Although Al Sheeb initially appeared to punch the ball, Felix Torres’ ws judged to have headed the ball when teammate Michael Estrada’s foot was closer to goal than both the keeper and Qatari player Abdelkarim Hasan Fadlalla.

Though the razor-thin decision was technically correct, it left thousands in the crowd and millions watching on TV perplexed and with a sense of impending doom of what is to follow for the rest of the tournament.

A giant screen displays the VAR offside goal during the Qatar 2022 World Cup Group A match between Qatar and Ecuador at the Al Bayt Stadium. AFP

Overcrowding at fan park

Chaotic scenes broke out inside and outside the fan festival at Al Bidda Park in Doha on Sunday an hour before the kick off of the opening World Cup match between hosts Qatar and Ecuador after fans flooded the precinct.

The venue has a capacity of 40,000 but at least double that number of people tried to make their way in, Reuters reported.

Many were let into a holding area between the main festival park and the perimeter entrance.

Police realised the problem and had to shepherd irate supporters back out of the venue.

The police took about 45 minutes to clear the excess fans from the area.

Tournament organisers the Supreme Committee for Delivery and Legacy have yet to comment.

While there was chaos in the holding area, the scene inside the park seemed pleasant.

"I think Qatar will be a great host.
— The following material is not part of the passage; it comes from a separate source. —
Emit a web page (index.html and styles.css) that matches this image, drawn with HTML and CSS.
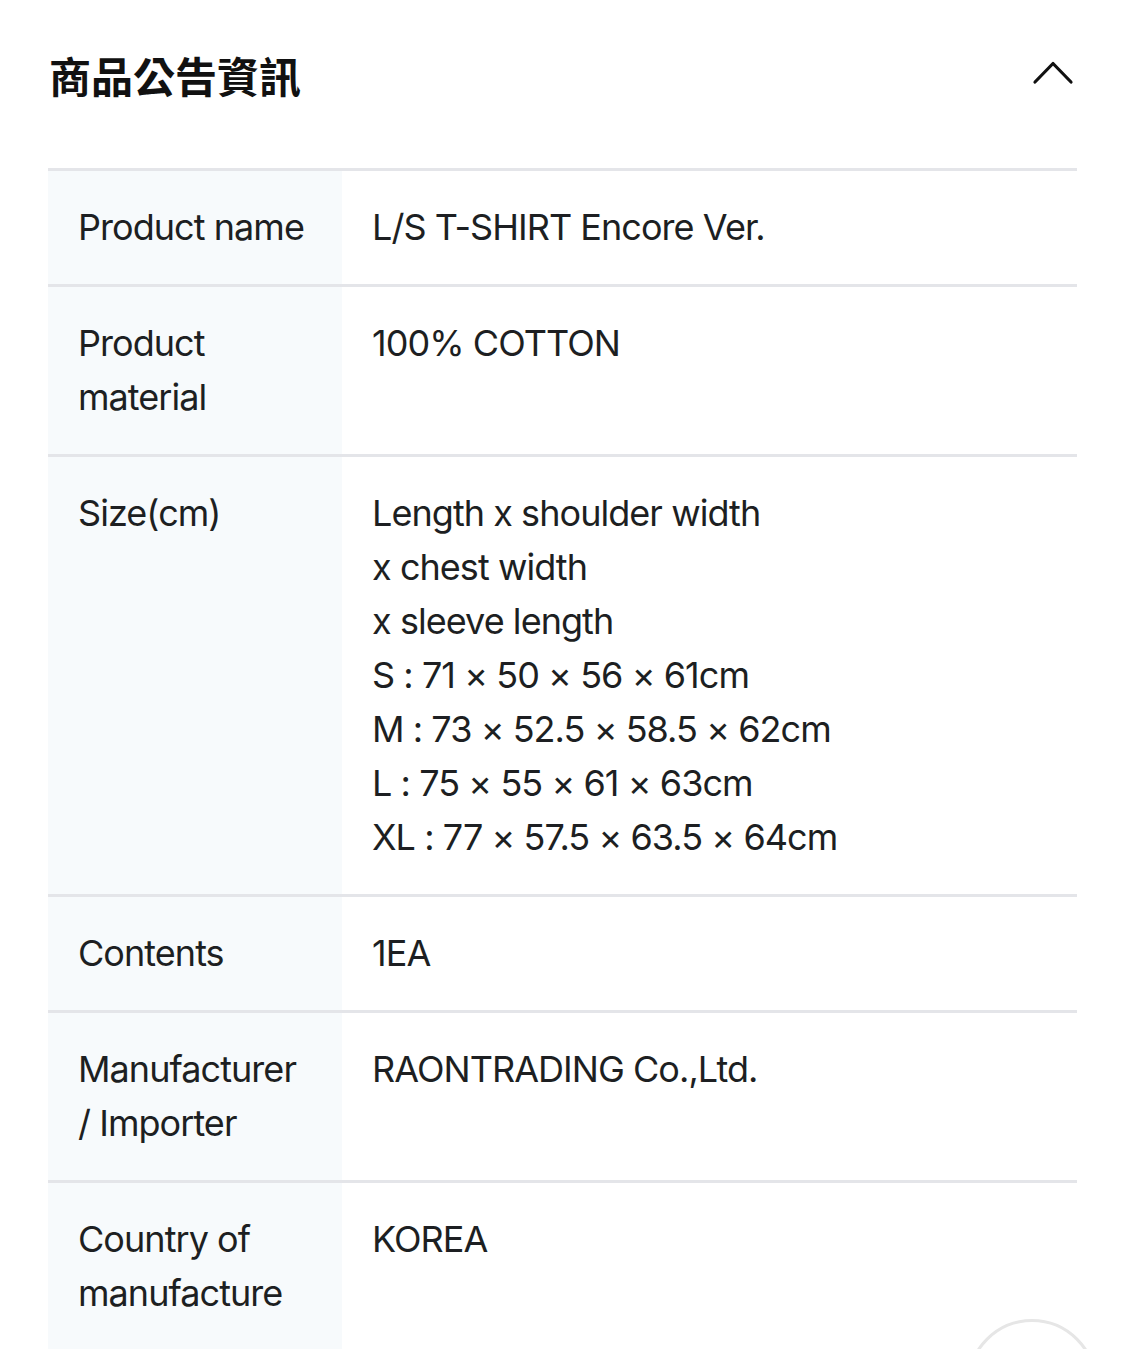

Now that the games are starting, the vibe is building," Brazil fan Raphael de Jesus said.

"This is my third World Cup after 2014 and 2018, and so far everything has been very well organised."

Police officers stand guard to prevent members of the public entering the overcrowded Fifa Fan Festival at Al Bidda park in Doha. AFP

Alcohol stadium ban - is it really that bad?

Organisers' decision to ban alcohol in or around stadiums in Doha hosting World Cup matches caused outrage among western media outlets – particularly in the UK – though fans on the ground seemed more understanding.

The First Minister of Wales, Mark Drakeford, told PA news agency while visiting Doha's Corniche: “I think you should make the most of what is here, the fans are here for football, not for drink.

“I am sure that there will be people here who will be very keen to make sure they have the best possible time.”

During his speech on Friday, Fifa president Gianni Infantino said brushed off concerns over the ban of alcohol in stadiums, joking “I think if for three hours a day you cannot drink a beer, you will survive."

While there is much to pick over on the rest of his speech, Infantino is right that the cancellation of beer sales within the stadium complex is not such a huge issue in itself. Drinking beer is not a human right.

The sale of alcohol is strictly controlled in Qatar where, as in much of the region, drinking alcohol is not part of the way of life.

Though some fans are bound to feel disappointed, the ban is not blanket with reports of packed bars and fan parks across Doha with patrons and attendees enjoying Sunday's opening match.

Football fans enjoy a beverage at the Fifa Fan Festival at Al Bidda park in Doha. AFP

BBC and ITV opening ceremony snub draws ire

While many got to enjoy the spectacular opening ceremony of the 2022 World Cup on Sunday, UK television viewers were denied the chance following a decision by the BBC and ITV to snub the occasion.

The ceremony featured actor Morgan Freeman, Jungkook from K-Pop band BTS and hundreds of local and international performers as organisers put on a visual spectacle highlighting the country's history and culture for the world to see.

The BBC ignored the entire event in favour of a broadcast criticising the treatment of migrant workers, highlighting corruption allegations at Fifa and discussing the ban on homosexuality in Qatar.

Neither broadcaster has explained its decision, though the BBC did make the ceremony available to its online viewers.

Their decision not to air the ceremony drew fierce criticism from different sides, with the networks accused of being "disrespectful" towards hosts Qatar and showing "neo-colonialism" attitudes.

"Outrageously disrespectful to Qatar that the BBC didn't broadcast the World Cup opening ceremony, and instead put out more virtue-signalling guff about how awful it is," television host Piers Morgan tweeted. "If they're that appalled, they should bring home their vast army of employees & spare us this absurd hypocrisy."

Another user, Majid Freeman, tweeted: "The #FIFAWorldCup ceremony started with beautiful recitation of the Quran. Instead of showing the ceremony, @BBCSport or @itvfootball hypocritically sat IN QATAR virtue signalling & talking about how bad Qatar is. Why not boycott it instead of taking money to cover #Qatar2022?